A public consultation has been launched by the Victorian Government to determine how the ban will be implemented.

In addition, the government has invested $16.5 million in measures to make the ban more effective.

This includes an education and awareness campaign, to educate Victorians about how and why they should recycle their e-waste, and new e-waste collection points to be installed across the state.

“Our plan to better manage e-waste will encourage safe management of hazardous materials and allow greater recovery of valuable materials, ultimately leading to a more stable industry and jobs for Victoria,” said Minister for Energy, Environment and Climate Change Lily D’Ambrosio.

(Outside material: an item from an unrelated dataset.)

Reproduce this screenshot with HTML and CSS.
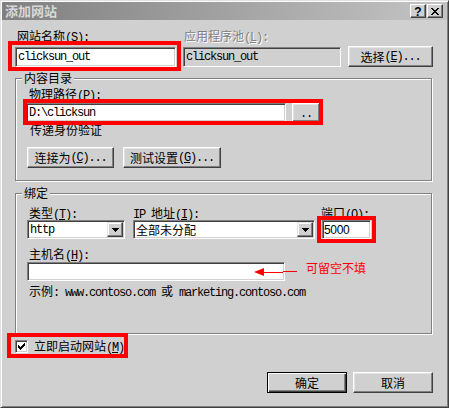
FILE: index.html
```html
<!DOCTYPE html>
<html lang="zh-CN">
<head>
<meta charset="utf-8">
<title>添加网站</title>
<link rel="stylesheet" href="styles.css">
</head>
<body>
<div class="window">
  <div class="titlebar">
    <span class="title">添加网站</span>
    <div class="tb-buttons">
      <span class="tb-btn tb-help">?</span>
      <span class="tb-btn tb-close"><svg width="8" height="7" viewBox="0 0 8 7" shape-rendering="crispEdges"><path d="M0 0h2v1h-2z M6 0h2v1h-2z M1 1h2v1h-2z M5 1h2v1h-2z M2 2h4v1h-4z M3 3h2v1h-2z M2 4h4v1h-4z M1 5h2v1h-2z M5 5h2v1h-2z M0 6h2v1h-2z M6 6h2v1h-2z" fill="#000"/></svg></span>
    </div>
  </div>

  <div class="content">
    <div class="site-row">
      <label class="lbl lbl-name">网站名称<span class="m">(<u>S</u>):</span></label>
      <label class="lbl lbl-pool">应用程序池<span class="m">(<u>L</u>):</span></label>
      <span></span>
      <div class="field"><span class="m">clicksun_out</span></div>
      <div class="field field-disabled"><span class="m">clicksun_out</span></div>
      <button class="btn btn-select">选择<span class="m">(<u>E</u>)...</span></button>
    </div>

    <div class="group group-content">
      <span class="legend">内容目录</span>
      <label class="lbl lbl-path">物理路径<span class="m">(<u>P</u>):</span></label>
      <div class="path-row">
        <div class="field field-path"><span class="m">D:\clicksun</span></div>
        <button class="btn btn-browse"><span class="m dots">..</span></button>
      </div>
      <div class="lbl lbl-auth">传递身份验证</div>
      <div class="btn-row">
        <button class="btn btn-connect">连接为<span class="m">(<u>C</u>)...</span></button>
        <button class="btn btn-test">测试设置<span class="m">(<u>G</u>)...</span></button>
      </div>
    </div>

    <div class="group group-bind">
      <span class="legend">绑定</span>
      <div class="bind-grid">
        <label class="lbl lbl-type">类型<span class="m">(<u>T</u>):</span></label>
        <label class="lbl lbl-ip"><span class="m">IP </span>地址<span class="m">(<u>I</u>):</span></label>
        <label class="lbl lbl-port">端口<span class="m">(<u>O</u>):</span></label>
        <div class="select select-type">
          <span class="m">http</span>
          <span class="drop"><svg width="7" height="4" viewBox="0 0 7 4" shape-rendering="crispEdges"><path d="M0 0h7v1h-7z M1 1h5v1h-5z M2 2h3v1h-3z M3 3h1v1h-1z" fill="#000"/></svg></span>
        </div>
        <div class="select select-ip">
          <span>全部未分配</span>
          <span class="drop"><svg width="7" height="4" viewBox="0 0 7 4" shape-rendering="crispEdges"><path d="M0 0h7v1h-7z M1 1h5v1h-5z M2 2h3v1h-3z M3 3h1v1h-1z" fill="#000"/></svg></span>
        </div>
        <div class="field field-port"><span class="num">5000</span></div>
      </div>
      <label class="lbl lbl-host">主机名<span class="m">(<u>H</u>):</span></label>
      <div class="host-row">
        <div class="field field-host"></div>
        <span class="note">可留空不填</span>
      </div>
      <div class="lbl lbl-example">示例<span class="m">: www.contoso.com </span>或<span class="m"> marketing.contoso.com</span></div>
    </div>

    <div class="check-row">
      <span class="checkbox"><svg width="7" height="7" viewBox="0 0 7 7" shape-rendering="crispEdges"><path d="M6 0h1v1h-1z M5 1h2v1h-2z M0 2h1v1h-1z M4 2h3v1h-3z M0 3h2v1h-2z M3 3h3v1h-3z M0 4h5v1h-5z M1 5h3v1h-3z M2 6h1v1h-1z" fill="#000"/></svg></span>
      <span class="check-label">立即启动网站<span class="m">(<u>M</u>)</span></span>
    </div>

    <div class="dialog-buttons">
      <button class="btn btn-dialog btn-default">确定</button>
      <button class="btn btn-dialog">取消</button>
    </div>
  </div>

  <div class="mark mark-name"></div>
  <div class="mark mark-path"></div>
  <div class="mark mark-port"></div>
  <div class="mark mark-check"></div>
  <svg class="arrow" width="48" height="14" viewBox="0 0 48 14" shape-rendering="crispEdges">
    <polygon points="2,7 12,3 12,11" fill="#f00" shape-rendering="auto"/>
    <rect x="12" y="7" width="19" height="1" fill="#f00"/>
    <rect x="31" y="6" width="14" height="1" fill="#f00"/>
  </svg>
</div>
</body>
</html>
```

FILE: styles.css
```css
* {
  box-sizing: border-box;
}

html,
body {
  margin: 0;
  padding: 0;
}

body {
  width: 449px;
  height: 408px;
  overflow: hidden;
  background: #d0d0d0;
  font-family: "Noto Sans CJK SC", "Liberation Sans", sans-serif;
  font-size: 12px;
  color: #000;
}

.m {
  font-family: "Liberation Mono", "DejaVu Sans Mono", monospace;
  font-size: 12px;
  letter-spacing: -1.2px;
  white-space: pre;
}

u {
  text-decoration: underline;
  text-underline-offset: 1px;
}

/* window frame */
.window {
  width: 449px;
  height: 408px;
  border: 1px solid;
  border-color: #e0e0e0 #404040 #404040 #e0e0e0;
  padding: 1px;
  background: #d0d0d0;
  box-shadow: inset 1px 1px 0 #fff, inset -1px -1px 0 #808080;
}

.titlebar {
  height: 18px;
  display: flex;
  align-items: center;
  justify-content: space-between;
  padding: 0 4px 0 3px;
  background: linear-gradient(to right, #808080, #c4c4c4);
}

.title {
  font-weight: bold;
  font-size: 13px;
  line-height: 18px;
  color: #d8d8d8;
}

.tb-buttons {
  display: flex;
  gap: 1px;
}

.tb-btn {
  width: 16px;
  height: 14px;
  display: flex;
  align-items: center;
  justify-content: center;
  background: #d0d0d0;
  border: 1px solid;
  border-color: #fff #404040 #404040 #fff;
  box-shadow: inset -1px -1px 0 #808080;
}

.tb-help {
  font: bold 12px/12px "Liberation Sans", sans-serif;
  padding-top: 1px;
}

/* content */
.content {
  padding: 11px 14px 0 13px;
}

.lbl {
  display: block;
  height: 12px;
  line-height: 10px;
  white-space: nowrap;
}

.lbl .m {
  line-height: 10px;
}

.site-row {
  display: grid;
  grid-template-columns: 161px 158px 85px;
  grid-template-rows: 12px 20px;
  column-gap: 7px;
  row-gap: 4px;
}

.lbl-name {
  margin-left: 2px;
}

.lbl-pool {
  margin-left: 1px;
  color: #808080;
  text-shadow: 1px 1px 0 #fff;
}

.field {
  height: 20px;
  display: flex;
  align-items: center;
  padding: 0 2px;
  background: #fff;
  border: 1px solid;
  border-color: #808080 #fff #fff #808080;
  box-shadow: inset 1px 1px 0 #404040, inset -1px -1px 0 #d0d0d0;
  white-space: nowrap;
  overflow: hidden;
}

.field-disabled {
  background: #d0d0d0;
}

.btn {
  appearance: none;
  margin: 0;
  padding: 0;
  font: inherit;
  color: #000;
  height: 21px;
  display: flex;
  align-items: center;
  justify-content: center;
  white-space: nowrap;
  background: #d0d0d0;
  border: 1px solid;
  border-color: #fff #404040 #404040 #fff;
  box-shadow: inset -1px -1px 0 #808080, inset 1px 1px 0 #e4e4e4;
}

.btn-select {
  margin-top: -1px;
}

/* groups */
.group {
  width: 417px;
  border: 1px solid #808080;
  box-shadow: 1px 1px 0 #fff, inset 1px 1px 0 #fff;
  padding: 0 0 12px 10px;
}

.group-content {
  margin-top: 11px;
}

.group-bind {
  margin-top: 12px;
  padding-bottom: 35px;
}

.legend {
  display: block;
  width: max-content;
  height: 12px;
  line-height: 11px;
  margin: -7px 0 0 -4px;
  padding: 0 2px;
  background: #d0d0d0;
}

.lbl-path {
  margin: 5px 0 0 3px;
}

.path-row {
  display: flex;
  gap: 6px;
  margin-top: 2px;
  height: 19px;
}

.field-path {
  width: 260px;
  height: 19px;
}

.btn-browse {
  width: 28px;
  height: 19px;
  align-items: flex-end;
  padding-bottom: 2px;
}

.dots {
  line-height: 10px;
}

.lbl-auth {
  margin: 3px 0 0 4px;
}

.btn-row {
  display: flex;
  gap: 9px;
  margin: 10px 0 0 1px;
}

.btn-connect {
  width: 87px;
}

.btn-test {
  width: 98px;
}

/* binding */
.bind-grid {
  display: grid;
  grid-template-columns: 99px 182px 49px;
  grid-template-rows: 12px 19px;
  column-gap: 7px;
  margin: 9px 0 0 1px;
}

.lbl-type {
  margin-left: 2px;
}

.lbl-port {
  margin-left: -1px;
}

.select {
  height: 19px;
  display: flex;
  align-items: center;
  padding: 1px;
  background: #fff;
  border: 1px solid;
  border-color: #808080 #fff #fff #808080;
  box-shadow: inset 1px 1px 0 #404040, inset -1px -1px 0 #d0d0d0;
  white-space: nowrap;
}

.select > span:first-child {
  padding-left: 1px;
}

.select-type {
  width: 98px;
}

.drop {
  margin-left: auto;
  width: 16px;
  height: 15px;
  display: flex;
  align-items: center;
  justify-content: center;
  background: #d0d0d0;
  border: 1px solid;
  border-color: #e4e4e4 #404040 #404040 #e4e4e4;
  box-shadow: inset -1px -1px 0 #808080, inset 1px 1px 0 #fff;
}

.field-port {
  height: 19px;
  padding-left: 1px;
}

.num {
  font-family: "Liberation Sans", sans-serif;
  font-size: 12px;
  letter-spacing: -0.3px;
}

.lbl-host {
  margin: 10px 0 0 3px;
}

.host-row {
  display: flex;
  margin-top: 1px;
  height: 19px;
}

.field-host {
  width: 258px;
  height: 19px;
  margin-left: 1px;
}

.note {
  margin-left: 21px;
  line-height: 11px;
  color: #f00;
}

.lbl-example {
  margin: 5px 0 0 3px;
}

/* checkbox */
.check-row {
  display: flex;
  align-items: center;
  gap: 6px;
  margin-top: 6px;
  height: 13px;
}

.checkbox {
  width: 13px;
  height: 13px;
  display: flex;
  align-items: center;
  justify-content: center;
  background: #fff;
  border: 1px solid;
  border-color: #808080 #fff #fff #808080;
  box-shadow: inset 1px 1px 0 #404040, inset -1px -1px 0 #d0d0d0;
}

.check-label {
  line-height: 13px;
  white-space: nowrap;
}

.check-label .m {
  line-height: 13px;
}

/* dialog buttons */
.dialog-buttons {
  display: flex;
  justify-content: flex-end;
  gap: 6px;
  margin-top: 19px;
}

.btn-dialog {
  width: 80px;
}

.btn-default {
  border-color: #000;
  box-shadow: inset 1px 1px 0 #fff, inset -1px -1px 0 #404040, inset -2px -2px 0 #808080;
}

/* red annotation overlays */
.mark {
  position: absolute;
  border: 4px solid #f00;
  pointer-events: none;
}

.mark-name {
  left: 8px;
  top: 41px;
  width: 173px;
  height: 30px;
}

.mark-path {
  left: 23px;
  top: 99px;
  width: 300px;
  height: 26px;
}

.mark-port {
  left: 317px;
  top: 216px;
  width: 59px;
  height: 27px;
}

.mark-check {
  left: 7px;
  top: 333px;
  width: 121px;
  height: 25px;
}

.arrow {
  position: absolute;
  left: 252px;
  top: 265px;
}
```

“The consultation process is important because we will need action from the community as well as recyclers and landfill managers to divert such a significant amount of waste from our landfills.”

E-waste includes any device that requires a power cord or a battery to operate and that is no longer wanted or useful, including phones, computers and computer accessories, and even kitchen equipment such as toasters.

It is growing three times faster than general waste with research showing that in 2015 some 109,000 tonnes of e-waste made its way into the Victorian waste system. Projections suggest Victoria will be producing 256,000 tonnes of e-waste by 2035.

Responsibly managing e-waste will help reduce the amount of waste going to landfill and the negative impacts on our environment, provide safe management of hazardous materials and allow greater recovery of valuable materials.

The development of the waste management policies to ban e-waste from landfill and ensure appropriate management of e-waste is a joint project between DELWP and the Environment Protection Authority.

Victoria’s seven waste and resource recovery groups, which help to deliver waste and resource recovery programs around the state, will join with these other agencies to discuss the ban and the supporting measures with stakeholders.

A policy impact assessment and draft waste management policies that will give effect to the ban have now been released for public comment for three months, with the ban expected to be implemented by July 2018.

These documents are available at www.engage.vic.gov.au/waste/e-waste.